There’s a reason great SDRs seem to book meetings effortlessly while others struggle through endless calls and emails.
It’s not just about talent.
It’s about process — having a system that takes the guesswork out of connecting with real buyers.
That’s where a solid appointment setting playbook makes all the difference.
If you’re building, training, or scaling an SDR team for B2B appointment setting in 2025, here’s the honest playbook you’ll want to have in your corner — without the fluff.
First Things First: What an SDR Actually Does in Appointment Setting
It’s easy to assume SDRs are just “people who make calls.”
In reality, a top-performing SDR is part researcher, part relationship builder, part qualifier.
Their real job isn’t just to “book a call” — it’s to find the right prospects, start meaningful conversations, and hand over opportunities that actually have a shot at closing.
If your SDRs don’t know who they’re calling — or why — even the best scripts won’t save you.
Step 1: Know Who You’re Targeting (Really Know)
Before picking up the phone or sending a cold email, the best SDRs already know a few key things:
- What kind of company fits the ideal customer profile (ICP)?
- What specific roles or titles are the right fit?
- What pain points are most likely hitting those people today?
Bad targeting kills appointment setting faster than a bad script ever will.
A good SDR spends real time understanding the buyer before ever saying hello.
Step 2: Build a Contact Strategy That Actually Fits
There’s no “one-size-fits-all” cadence anymore.
Some prospects respond to email. Some to LinkedIn. Some still to phone calls.
Good appointment setting means mixing:
- Personalized cold emails (not templates — real personalization)
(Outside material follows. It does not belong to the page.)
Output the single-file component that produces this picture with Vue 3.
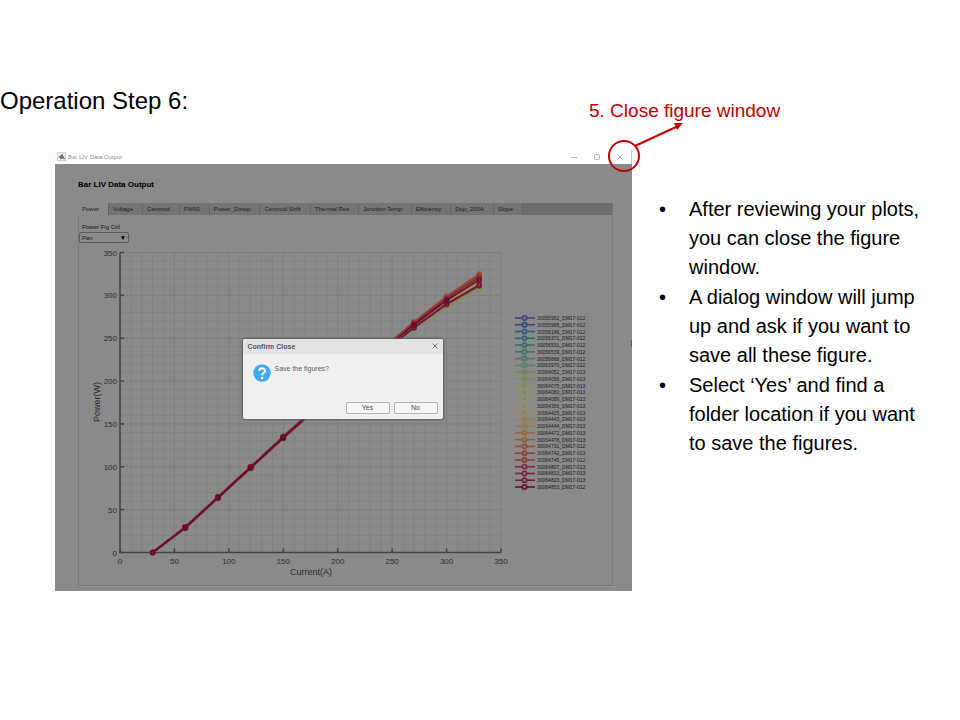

- Polite, well-timed cold calls
- Social touches (likes, comments, direct messages)
And it’s not about blasting the same message everywhere.
It’s about creating different touchpoints that feel natural over time.
Step 3: Nail the First 15 Seconds
Whether it’s a cold call or a cold email, the first 15 seconds are everything.
That’s the window to prove:
- You know who they are.
- You’re not wasting their time.
- You have something that might actually help them.
Most SDRs lose meetings because they talk about themselves too soon.
A better approach:
“I noticed your team is expanding into healthcare SaaS — curious if scaling outbound is a current priority?”
Focus on them, not on your product.
Step 4: Ask Smart Questions Early
Appointment setting isn’t about selling.
It’s about qualifying quietly.
Instead of diving into a pitch, great SDRs steer conversations by asking simple, smart questions like:
- “Is this something you’re actively exploring right now?”
- “What’s your top priority for [problem area] this quarter?”
- “Who else would need to weigh in if this made sense?”
It’s not an interrogation — it’s a conversation.
Step 5: Handle Objections Without Getting Defensive
If you’re booking real decision-makers, objections are normal.
They’re not a rejection — they’re a sign someone’s thinking critically.
When an SDR hears:
- “We’re not looking right now.”
- “Send me information.”
- “We have a vendor already.”
— the worst thing they can do is argue.
The right play is curiosity:
“Totally understand — out of curiosity, is [current solution] something you’re planning to expand or change this year?”
Turn objections into opportunities to learn more.
Step 6: Make Scheduling Easy
The end goal is simple: book the meeting.
But “Would you have time next week?” is too vague.
Good SDRs offer two simple time options (“Tuesday morning or Thursday afternoon?”) and send the calendar invite immediately once confirmed.
The easier you make it for prospects to say yes, the more yeses you’ll get.
What a Full B2B SDR Appointment Setting Cadence Might Look Like
Here’s what a real outbound flow might feel like — simplified:
Day | Channel | Action |
1 | Email 1 | Personalized cold email |
2 | Connection request with quick intro | |
4 | Phone | First call attempt (short voicemail if no answer) |
6 | Email 2 | New value angle (case study, insight) |
8 | Phone | Second call, reference previous touches |
10 | Comment on a post / Soft DM | |
12 | Email 3 | Breakup email — polite “Should I close the file?” |
No spamming. No pressure. Just consistent, respectful outreach.
Final Thoughts: Appointment Setting Isn’t About Scripts. It’s About Systems.
When appointment setting feels random, results are random.
When you have a real system, you can coach it, scale it, and improve it.
The best SDR teams aren’t just “hustling” harder — they’re playing smarter.
They know their ICP.
They respect the buyer’s time.
They build relationships before trying to sell anything.
That’s what fills calendars — and pipelines — in 2025 and beyond.